■ EXERCISE DATA
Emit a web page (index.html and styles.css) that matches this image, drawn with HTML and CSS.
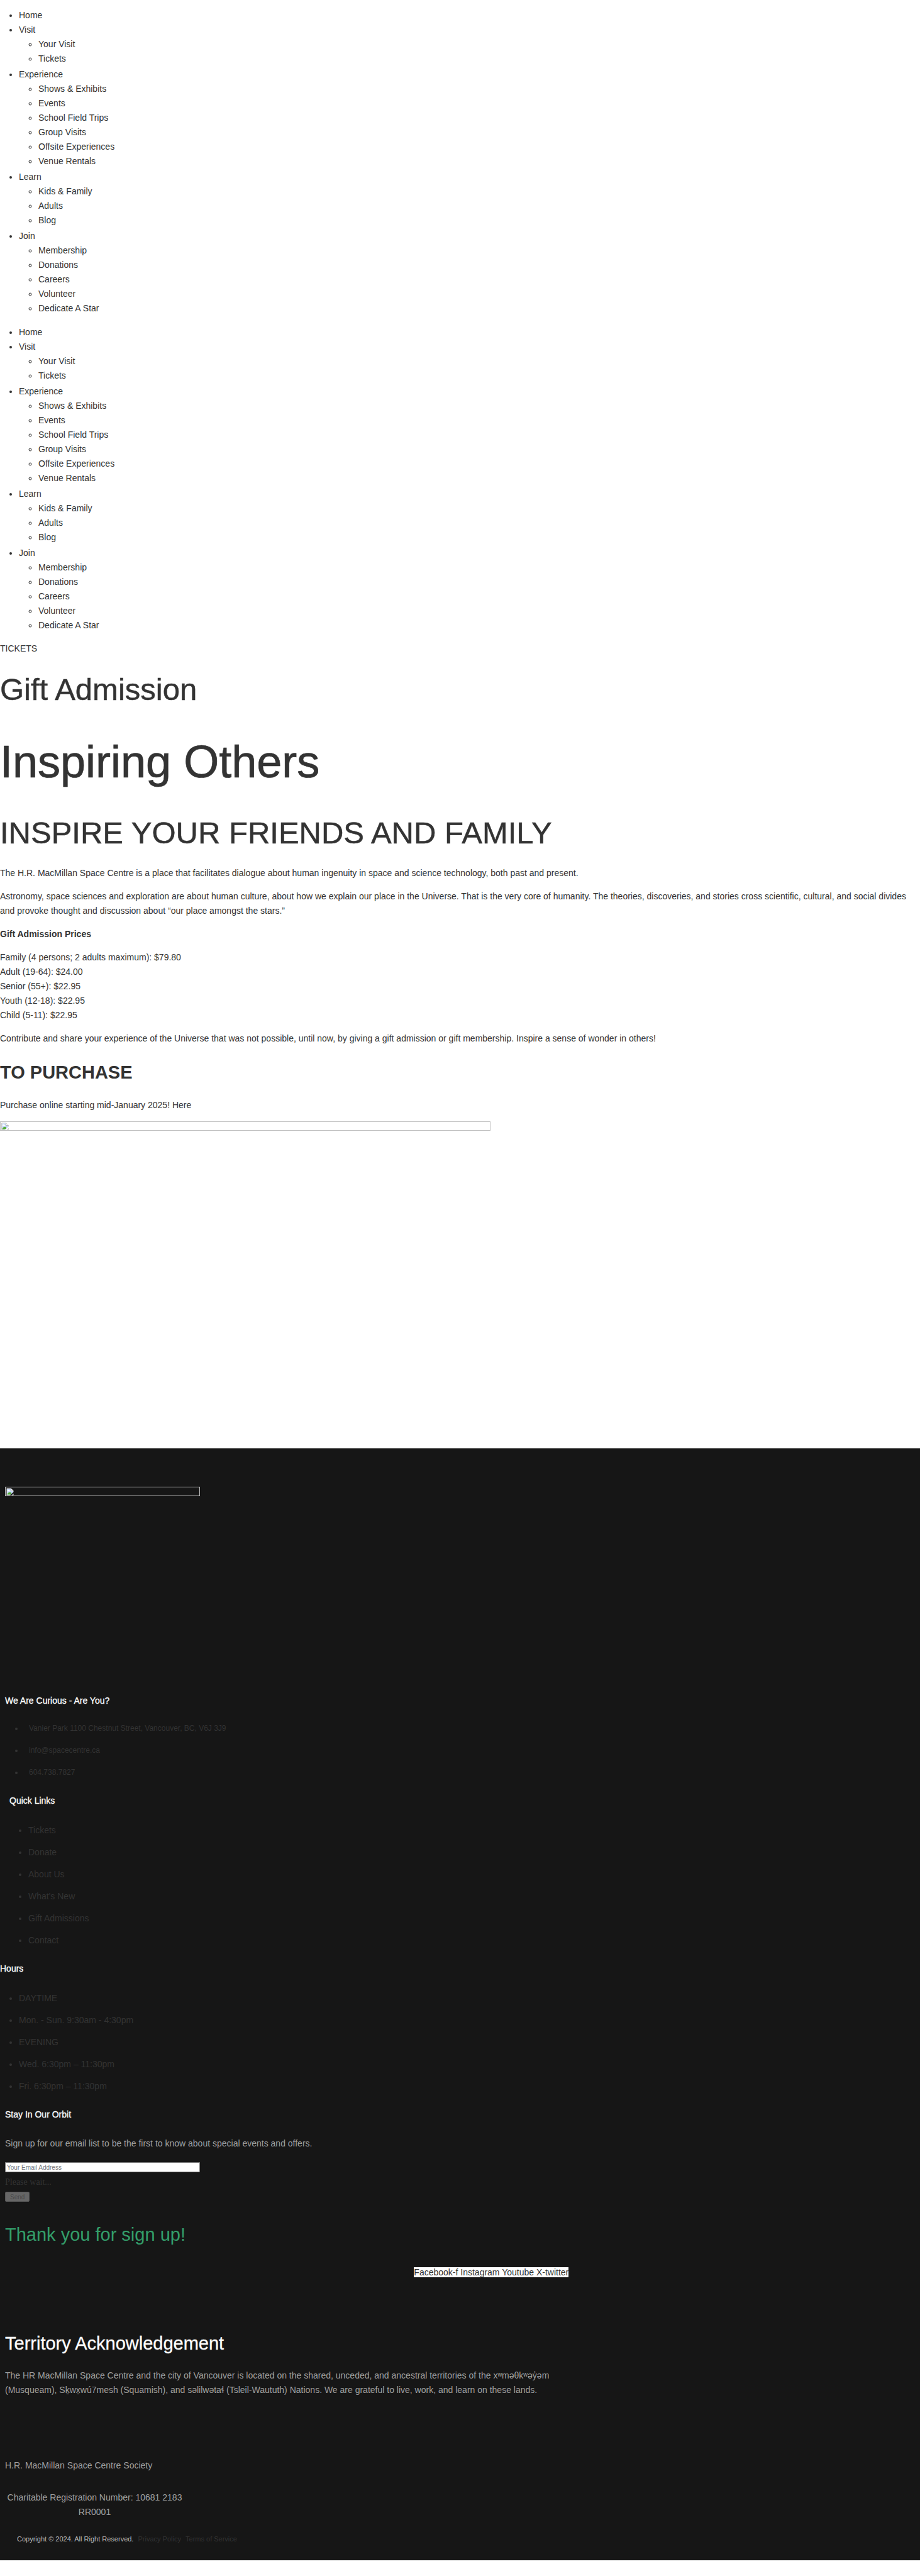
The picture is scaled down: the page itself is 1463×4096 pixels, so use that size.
---
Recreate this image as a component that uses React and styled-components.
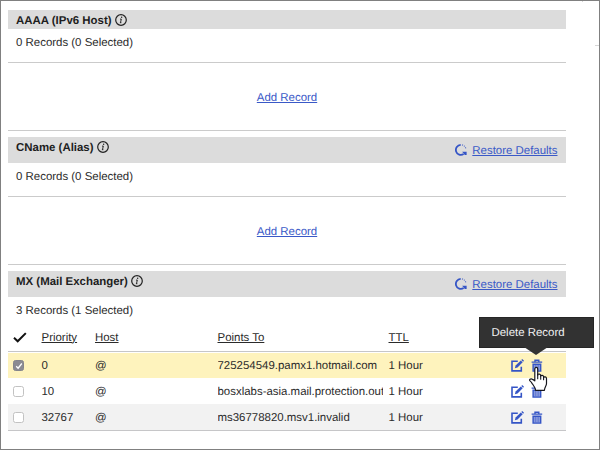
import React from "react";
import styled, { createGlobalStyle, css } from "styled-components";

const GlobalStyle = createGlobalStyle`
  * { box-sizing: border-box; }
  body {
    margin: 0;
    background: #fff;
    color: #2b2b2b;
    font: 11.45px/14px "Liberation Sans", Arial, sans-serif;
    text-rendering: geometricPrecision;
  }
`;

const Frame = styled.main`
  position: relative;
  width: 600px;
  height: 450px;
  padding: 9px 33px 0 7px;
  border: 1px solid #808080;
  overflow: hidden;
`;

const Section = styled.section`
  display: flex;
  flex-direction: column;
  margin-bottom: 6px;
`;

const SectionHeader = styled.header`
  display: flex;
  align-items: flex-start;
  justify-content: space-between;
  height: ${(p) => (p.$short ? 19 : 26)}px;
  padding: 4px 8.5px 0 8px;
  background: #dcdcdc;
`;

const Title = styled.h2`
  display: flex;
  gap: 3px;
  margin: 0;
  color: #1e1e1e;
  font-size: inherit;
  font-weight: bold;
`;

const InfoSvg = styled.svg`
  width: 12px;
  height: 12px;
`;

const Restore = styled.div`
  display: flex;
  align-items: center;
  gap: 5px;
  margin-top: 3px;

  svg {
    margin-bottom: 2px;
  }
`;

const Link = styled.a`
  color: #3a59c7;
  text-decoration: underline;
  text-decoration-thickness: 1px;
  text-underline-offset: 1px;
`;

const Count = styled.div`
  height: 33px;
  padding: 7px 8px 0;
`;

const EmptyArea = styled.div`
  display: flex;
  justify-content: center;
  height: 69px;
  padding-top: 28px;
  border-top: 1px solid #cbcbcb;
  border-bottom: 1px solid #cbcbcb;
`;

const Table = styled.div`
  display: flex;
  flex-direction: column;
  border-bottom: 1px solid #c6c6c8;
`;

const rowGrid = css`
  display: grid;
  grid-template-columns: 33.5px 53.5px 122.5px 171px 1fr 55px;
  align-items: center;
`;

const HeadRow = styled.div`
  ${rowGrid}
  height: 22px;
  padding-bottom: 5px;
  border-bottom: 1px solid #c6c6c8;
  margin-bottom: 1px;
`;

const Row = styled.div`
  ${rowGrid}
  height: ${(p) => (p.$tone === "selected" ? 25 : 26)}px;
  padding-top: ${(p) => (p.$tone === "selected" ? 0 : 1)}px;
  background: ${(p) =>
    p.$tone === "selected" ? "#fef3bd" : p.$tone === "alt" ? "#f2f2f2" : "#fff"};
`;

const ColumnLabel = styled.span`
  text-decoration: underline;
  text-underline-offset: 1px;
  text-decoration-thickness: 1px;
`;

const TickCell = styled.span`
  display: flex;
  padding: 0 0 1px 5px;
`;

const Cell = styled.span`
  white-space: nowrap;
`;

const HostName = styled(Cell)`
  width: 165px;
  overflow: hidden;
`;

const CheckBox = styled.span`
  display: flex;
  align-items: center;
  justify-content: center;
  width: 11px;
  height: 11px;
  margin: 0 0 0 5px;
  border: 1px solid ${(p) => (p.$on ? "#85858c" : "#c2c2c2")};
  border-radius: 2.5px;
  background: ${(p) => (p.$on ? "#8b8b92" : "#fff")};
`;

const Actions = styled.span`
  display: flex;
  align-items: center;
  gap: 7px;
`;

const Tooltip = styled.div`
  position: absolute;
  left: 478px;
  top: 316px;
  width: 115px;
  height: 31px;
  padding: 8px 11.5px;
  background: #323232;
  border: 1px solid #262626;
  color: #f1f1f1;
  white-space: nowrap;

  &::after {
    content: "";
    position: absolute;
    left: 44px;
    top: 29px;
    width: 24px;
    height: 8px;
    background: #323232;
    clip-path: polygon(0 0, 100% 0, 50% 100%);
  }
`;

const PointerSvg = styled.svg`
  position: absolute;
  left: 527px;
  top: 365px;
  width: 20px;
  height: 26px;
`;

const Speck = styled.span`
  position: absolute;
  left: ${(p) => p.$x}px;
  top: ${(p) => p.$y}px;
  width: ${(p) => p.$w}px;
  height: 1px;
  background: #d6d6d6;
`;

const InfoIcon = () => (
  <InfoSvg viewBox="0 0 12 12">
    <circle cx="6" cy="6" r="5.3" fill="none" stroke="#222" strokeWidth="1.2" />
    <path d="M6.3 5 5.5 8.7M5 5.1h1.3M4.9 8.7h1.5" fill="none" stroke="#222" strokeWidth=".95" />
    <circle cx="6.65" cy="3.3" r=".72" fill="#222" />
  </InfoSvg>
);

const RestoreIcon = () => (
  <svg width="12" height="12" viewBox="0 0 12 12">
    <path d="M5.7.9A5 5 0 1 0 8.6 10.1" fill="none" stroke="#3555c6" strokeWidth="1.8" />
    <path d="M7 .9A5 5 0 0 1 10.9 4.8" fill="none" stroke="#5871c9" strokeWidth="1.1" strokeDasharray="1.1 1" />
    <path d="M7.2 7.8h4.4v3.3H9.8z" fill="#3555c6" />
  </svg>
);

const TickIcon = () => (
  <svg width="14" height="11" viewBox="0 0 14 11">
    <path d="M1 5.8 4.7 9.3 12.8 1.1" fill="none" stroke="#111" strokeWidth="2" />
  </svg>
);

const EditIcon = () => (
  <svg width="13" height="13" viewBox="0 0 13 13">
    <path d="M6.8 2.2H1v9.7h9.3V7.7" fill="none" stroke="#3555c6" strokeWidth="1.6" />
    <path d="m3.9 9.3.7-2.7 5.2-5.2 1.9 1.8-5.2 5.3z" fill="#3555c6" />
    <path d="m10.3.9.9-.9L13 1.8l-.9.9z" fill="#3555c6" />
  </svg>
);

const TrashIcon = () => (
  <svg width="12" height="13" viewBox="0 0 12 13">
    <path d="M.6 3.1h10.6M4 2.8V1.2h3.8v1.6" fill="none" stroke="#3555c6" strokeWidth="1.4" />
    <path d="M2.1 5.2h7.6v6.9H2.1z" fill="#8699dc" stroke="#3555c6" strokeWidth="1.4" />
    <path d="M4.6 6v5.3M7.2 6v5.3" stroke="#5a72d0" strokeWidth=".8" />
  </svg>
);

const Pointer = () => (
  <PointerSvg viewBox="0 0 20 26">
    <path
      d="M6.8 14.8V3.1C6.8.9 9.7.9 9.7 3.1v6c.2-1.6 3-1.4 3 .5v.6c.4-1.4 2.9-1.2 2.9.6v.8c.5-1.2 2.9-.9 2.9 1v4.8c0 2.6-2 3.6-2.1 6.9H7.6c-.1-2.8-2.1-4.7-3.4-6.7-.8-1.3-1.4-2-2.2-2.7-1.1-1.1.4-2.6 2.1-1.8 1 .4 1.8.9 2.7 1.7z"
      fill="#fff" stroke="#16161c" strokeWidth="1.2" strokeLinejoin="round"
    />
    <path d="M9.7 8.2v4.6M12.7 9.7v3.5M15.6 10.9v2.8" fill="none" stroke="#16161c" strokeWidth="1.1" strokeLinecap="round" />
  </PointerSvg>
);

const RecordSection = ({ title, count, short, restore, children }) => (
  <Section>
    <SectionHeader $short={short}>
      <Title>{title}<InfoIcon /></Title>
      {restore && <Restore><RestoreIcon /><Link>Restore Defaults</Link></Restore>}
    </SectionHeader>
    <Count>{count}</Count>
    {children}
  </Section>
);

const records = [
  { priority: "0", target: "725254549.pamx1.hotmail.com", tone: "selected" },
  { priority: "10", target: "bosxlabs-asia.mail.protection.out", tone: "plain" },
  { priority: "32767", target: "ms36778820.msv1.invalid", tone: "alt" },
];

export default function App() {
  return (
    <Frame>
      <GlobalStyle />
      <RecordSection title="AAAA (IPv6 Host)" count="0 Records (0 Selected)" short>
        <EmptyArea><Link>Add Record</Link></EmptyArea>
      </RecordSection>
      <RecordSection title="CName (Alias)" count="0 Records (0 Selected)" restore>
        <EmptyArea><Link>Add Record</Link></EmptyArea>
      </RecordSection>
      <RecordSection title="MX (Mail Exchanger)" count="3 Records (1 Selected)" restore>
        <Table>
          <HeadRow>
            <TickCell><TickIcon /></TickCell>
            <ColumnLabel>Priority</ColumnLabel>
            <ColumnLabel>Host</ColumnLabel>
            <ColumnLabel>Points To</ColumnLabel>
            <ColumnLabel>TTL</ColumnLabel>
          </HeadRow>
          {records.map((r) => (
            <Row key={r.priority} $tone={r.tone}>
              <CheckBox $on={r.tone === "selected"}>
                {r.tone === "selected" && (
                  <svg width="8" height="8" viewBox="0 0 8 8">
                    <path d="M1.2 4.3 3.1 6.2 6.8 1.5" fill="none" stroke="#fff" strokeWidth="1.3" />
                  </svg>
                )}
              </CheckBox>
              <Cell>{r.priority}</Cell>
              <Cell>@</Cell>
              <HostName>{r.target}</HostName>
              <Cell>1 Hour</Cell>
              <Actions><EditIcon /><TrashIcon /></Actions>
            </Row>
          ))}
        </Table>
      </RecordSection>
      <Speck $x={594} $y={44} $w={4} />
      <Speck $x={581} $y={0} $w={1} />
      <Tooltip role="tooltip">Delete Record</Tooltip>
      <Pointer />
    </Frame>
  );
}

■ INSTRUCTIONS FOR THE TASK
Going back to the data above, write out everything from the line with "Emit a web page" down to the line with "The picture is", both included, leaving every picture out.

■ ANSWER TO THE TASK
Emit a web page (index.html and styles.css) that matches this image, drawn with HTML and CSS.
The picture is scaled down: the page itself is 1463×4096 pixels, so use that size.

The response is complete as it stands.